Update from Heiko (March 10th): "as discussed on the call, we have modified the generator for bio-chebi. It now supports exceptions for the generation of the GCI axioms, i.e. ammonia and it's conj base/acids. The current approach to define these exception is a new subset in the seed file for bio-chebi generation called no_conj_equiv. The bio-chebi.owl update file has been committed today. "
Any actions? Yes, need to remove the asserted links. Paola's SF item to do this.
See emails from Chris (threads on go-ontology 'results_in outliers' and 'results_in refactor'). Chris asked for feedback on his proposal. Discuss, then reply to email thread.
results_in refactor: Looks OK, but has many very indirect cases.
(Note that, since generation of Chris' list above, we've approved a couple of terms created with the old reg_by_reg TG template)
Have added at least three terms with this relation since last discussion but solution has not been finalized and implemented. Need to revisit the email thread. Punted to next week, Chris will try to remember.

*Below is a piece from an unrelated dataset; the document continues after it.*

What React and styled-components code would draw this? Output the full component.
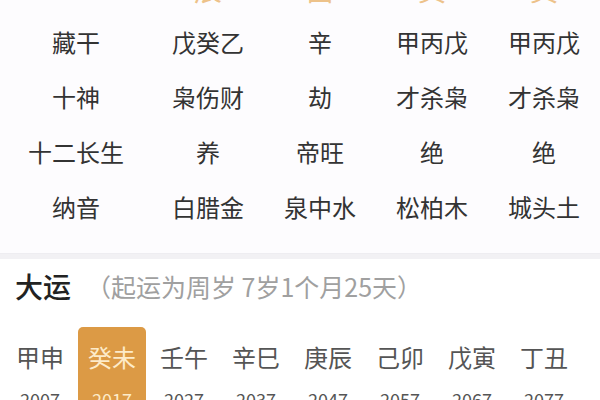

long term hosting of ontology project and issue tracker
- Should we migrate our ticket archive? https://trello.com/c/nf1HDHwv/149-evaluate-feasibility-of-migrating-tickets-from-sourceforge
- If we migrate to github, should we migrate files too, so files and tracker are co-hosted and can be mutually referred to
- here is an example of how this works: https://github.com/obophenotype/uberon/issues/585
Planning for SF to disappear at some point. Makes sense to migrate to github as this is gaining dominance and people are moving away from it. There is a way to manually backup the issues, make a rota to do this. All software related issue tracking is done through github. Advantages: if version control system is also in github, then changes in the ontology can be auto-linked to the tracker Disadvantages: doesn't handle big files well, gafs may be a problem. VCS is more complex than SVN. Possibility: Ontology in github and other files in svn.
Proposed new TG template: channel activity
I (Paola) couldn't find it listed in Jira. Existing terms are already axiomatized.
Next annotation call: changes in annotation of channel activity and child terms. When we make more specific terms, this will be necessary. Paola to edit new term definition (SF request) to reflect specificity.